§ Task to complete
Images should be left out, and everything else in the listing reproduced exactly.

>>>

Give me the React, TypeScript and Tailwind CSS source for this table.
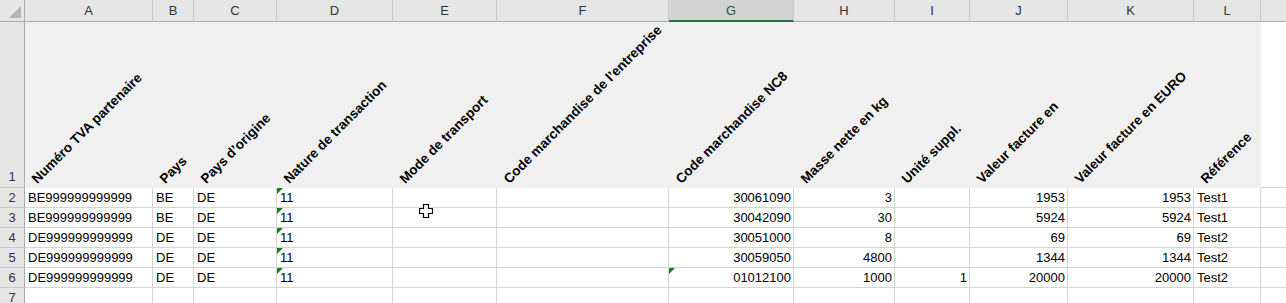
import React from "react";

type Col = { key: string; w: string; num?: boolean; label: string };

const cols: Col[] = [
  { key: "A", w: "w-[128px]", label: "Numéro TVA partenaire" },
  { key: "B", w: "w-[41px]", label: "Pays" },
  { key: "C", w: "w-[83px]", label: "Pays d’origine" },
  { key: "D", w: "w-[116px]", label: "Nature de transaction" },
  { key: "E", w: "w-[104px]", label: "Mode de transport" },
  { key: "F", w: "w-[172px]", label: "Code marchandise de l’entreprise" },
  { key: "G", w: "w-[125px]", num: true, label: "Code marchandise NC8" },
  { key: "H", w: "w-[101px]", num: true, label: "Masse nette en kg" },
  { key: "I", w: "w-[75px]", num: true, label: "Unité suppl." },
  { key: "J", w: "w-[98px]", num: true, label: "Valeur facture en" },
  { key: "K", w: "w-[126px]", num: true, label: "Valeur facture en EURO" },
  { key: "L", w: "w-[67px]", label: "Référence" },
];

const rows: string[][] = [
  ["BE999999999999", "BE", "DE", "11", "", "", "30061090", "3", "", "1953", "1953", "Test1"],
  ["BE999999999999", "BE", "DE", "11", "", "", "30042090", "30", "", "5924", "5924", "Test1"],
  ["DE999999999999", "DE", "DE", "11", "", "", "30051000", "8", "", "69", "69", "Test2"],
  ["DE999999999999", "DE", "DE", "11", "", "", "30059050", "4800", "", "1344", "1344", "Test2"],
  ["DE999999999999", "DE", "DE", "11", "", "", "01012100", "1000", "1", "20000", "20000", "Test2"],
  ["", "", "", "", "", "", "", "", "", "", "", ""],
];

// cells stored as text carry the little green error marker
const flagged = (r: number, c: number) => (c === 3 && r < 5) || (c === 6 && r === 4);

function Marker() {
  return (
    <span className="absolute left-0 top-0 h-0 w-0 border-t-[6px] border-r-[6px] border-t-[#1e7b1e] border-r-transparent" />
  );
}

function RowHead({ n, tall }: { n: number; tall?: boolean }) {
  return (
    <div
      className={`flex w-[25px] shrink-0 justify-center border-r border-b border-r-[#ababab] border-b-[#c8c8c8] bg-[#e6e6e6] text-[13px] text-[#333] ${
        tall ? "h-[166px] items-end pb-[1px]" : "h-[20px] items-center"
      }`}
    >
      {n}
    </div>
  );
}

export default function App() {
  return (
    <div className="relative h-[303px] w-[1286px] overflow-hidden bg-white font-['Liberation_Sans',Arial,sans-serif] text-black">
      {/* column letters */}
      <div className="flex h-[22px]">
        <div className="relative w-[25px] shrink-0 border-r border-b border-r-[#ababab] border-b-[#ababab] bg-[#e6e6e6]">
          <span className="absolute right-[3px] bottom-[3px] h-0 w-0 border-b-[12px] border-l-[12px] border-b-[#b4b4b4] border-l-transparent" />
        </div>
        {cols.map((c) =>
          c.key === "G" ? (
            <div
              key={c.key}
              className={`${c.w} flex shrink-0 items-center justify-center border-r border-b-2 border-r-[#c8c8c8] border-b-[#217346] bg-[#d2d2d2] pt-[1px] text-[13px] text-[#1b5e38]`}
            >
              {c.key}
            </div>
          ) : (
            <div
              key={c.key}
              className={`${c.w} flex shrink-0 items-center justify-center border-r border-b border-r-[#c8c8c8] border-b-[#ababab] bg-[#e6e6e6] text-[13px] text-[#333]`}
            >
              {c.key}
            </div>
          )
        )}
        <div className="flex-1 border-b border-b-[#ababab] bg-[#e6e6e6]" />
      </div>

      {/* row 1: rotated headings */}
      <div className="flex h-[166px]">
        <RowHead n={1} tall />
        {cols.map((c) => (
          <div key={c.key} className={`${c.w} relative shrink-0 bg-[#f0f0f0]`}>
            <span className="absolute bottom-[1px] left-[15px] z-10 origin-bottom-left -rotate-45 whitespace-nowrap text-[13.5px] leading-[16px] font-bold">
              {c.label}
            </span>
          </div>
        ))}
        <div className="flex-1 border-b border-b-[#d4d4d4]" />
      </div>

      {/* data rows */}
      {rows.map((r, ri) => (
        <div key={ri} className="flex h-[20px]">
          <RowHead n={ri + 2} />
          {cols.map((c, ci) => (
            <div
              key={c.key}
              className={`${c.w} relative flex shrink-0 items-center border-r border-b border-[#d4d4d4] text-[13px] leading-none ${
                c.num ? "justify-end pr-[2px]" : "pl-[3px]"
              }`}
            >
              {flagged(ri, ci) && <Marker />}
              {r[ci]}
            </div>
          ))}
          <div className="flex-1 border-b border-[#d4d4d4]" />
        </div>
      ))}

      {/* mouse pointer over E2 */}
      <svg className="absolute left-[419px] top-[204px]" width="14" height="14" viewBox="0 0 14 14">
        <path
          d="M4.5 0.5h5v4h4v5h-4v4h-5v-4h-4v-5h4z"
          fill="#fff"
          stroke="#000"
          strokeWidth="1.2"
        />
      </svg>
    </div>
  );
}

<<<

§ Written solution
Give me the React, TypeScript and Tailwind CSS source for this table.
import React from "react";

type Col = { key: string; w: string; num?: boolean; label: string };

const cols: Col[] = [
  { key: "A", w: "w-[128px]", label: "Numéro TVA partenaire" },
  { key: "B", w: "w-[41px]", label: "Pays" },
  { key: "C", w: "w-[83px]", label: "Pays d’origine" },
  { key: "D", w: "w-[116px]", label: "Nature de transaction" },
  { key: "E", w: "w-[104px]", label: "Mode de transport" },
  { key: "F", w: "w-[172px]", label: "Code marchandise de l’entreprise" },
  { key: "G", w: "w-[125px]", num: true, label: "Code marchandise NC8" },
  { key: "H", w: "w-[101px]", num: true, label: "Masse nette en kg" },
  { key: "I", w: "w-[75px]", num: true, label: "Unité suppl." },
  { key: "J", w: "w-[98px]", num: true, label: "Valeur facture en" },
  { key: "K", w: "w-[126px]", num: true, label: "Valeur facture en EURO" },
  { key: "L", w: "w-[67px]", label: "Référence" },
];

const rows: string[][] = [
  ["BE999999999999", "BE", "DE", "11", "", "", "30061090", "3", "", "1953", "1953", "Test1"],
  ["BE999999999999", "BE", "DE", "11", "", "", "30042090", "30", "", "5924", "5924", "Test1"],
  ["DE999999999999", "DE", "DE", "11", "", "", "30051000", "8", "", "69", "69", "Test2"],
  ["DE999999999999", "DE", "DE", "11", "", "", "30059050", "4800", "", "1344", "1344", "Test2"],
  ["DE999999999999", "DE", "DE", "11", "", "", "01012100", "1000", "1", "20000", "20000", "Test2"],
  ["", "", "", "", "", "", "", "", "", "", "", ""],
];

// cells stored as text carry the little green error marker
const flagged = (r: number, c: number) => (c === 3 && r < 5) || (c === 6 && r === 4);

function Marker() {
  return (
    <span className="absolute left-0 top-0 h-0 w-0 border-t-[6px] border-r-[6px] border-t-[#1e7b1e] border-r-transparent" />
  );
}

function RowHead({ n, tall }: { n: number; tall?: boolean }) {
  return (
    <div
      className={`flex w-[25px] shrink-0 justify-center border-r border-b border-r-[#ababab] border-b-[#c8c8c8] bg-[#e6e6e6] text-[13px] text-[#333] ${
        tall ? "h-[166px] items-end pb-[1px]" : "h-[20px] items-center"
      }`}
    >
      {n}
    </div>
  );
}

export default function App() {
  return (
    <div className="relative h-[303px] w-[1286px] overflow-hidden bg-white font-['Liberation_Sans',Arial,sans-serif] text-black">
      {/* column letters */}
      <div className="flex h-[22px]">
        <div className="relative w-[25px] shrink-0 border-r border-b border-r-[#ababab] border-b-[#ababab] bg-[#e6e6e6]">
          <span className="absolute right-[3px] bottom-[3px] h-0 w-0 border-b-[12px] border-l-[12px] border-b-[#b4b4b4] border-l-transparent" />
        </div>
        {cols.map((c) =>
          c.key === "G" ? (
            <div
              key={c.key}
              className={`${c.w} flex shrink-0 items-center justify-center border-r border-b-2 border-r-[#c8c8c8] border-b-[#217346] bg-[#d2d2d2] pt-[1px] text-[13px] text-[#1b5e38]`}
            >
              {c.key}
            </div>
          ) : (
            <div
              key={c.key}
              className={`${c.w} flex shrink-0 items-center justify-center border-r border-b border-r-[#c8c8c8] border-b-[#ababab] bg-[#e6e6e6] text-[13px] text-[#333]`}
            >
              {c.key}
            </div>
          )
        )}
        <div className="flex-1 border-b border-b-[#ababab] bg-[#e6e6e6]" />
      </div>

      {/* row 1: rotated headings */}
      <div className="flex h-[166px]">
        <RowHead n={1} tall />
        {cols.map((c) => (
          <div key={c.key} className={`${c.w} relative shrink-0 bg-[#f0f0f0]`}>
            <span className="absolute bottom-[1px] left-[15px] z-10 origin-bottom-left -rotate-45 whitespace-nowrap text-[13.5px] leading-[16px] font-bold">
              {c.label}
            </span>
          </div>
        ))}
        <div className="flex-1 border-b border-b-[#d4d4d4]" />
      </div>

      {/* data rows */}
      {rows.map((r, ri) => (
        <div key={ri} className="flex h-[20px]">
          <RowHead n={ri + 2} />
          {cols.map((c, ci) => (
            <div
              key={c.key}
              className={`${c.w} relative flex shrink-0 items-center border-r border-b border-[#d4d4d4] text-[13px] leading-none ${
                c.num ? "justify-end pr-[2px]" : "pl-[3px]"
              }`}
            >
              {flagged(ri, ci) && <Marker />}
              {r[ci]}
            </div>
          ))}
          <div className="flex-1 border-b border-[#d4d4d4]" />
        </div>
      ))}

      {/* mouse pointer over E2 */}
      <svg className="absolute left-[419px] top-[204px]" width="14" height="14" viewBox="0 0 14 14">
        <path
          d="M4.5 0.5h5v4h4v5h-4v4h-5v-4h-4v-5h4z"
          fill="#fff"
          stroke="#000"
          strokeWidth="1.2"
        />
      </svg>
    </div>
  );
}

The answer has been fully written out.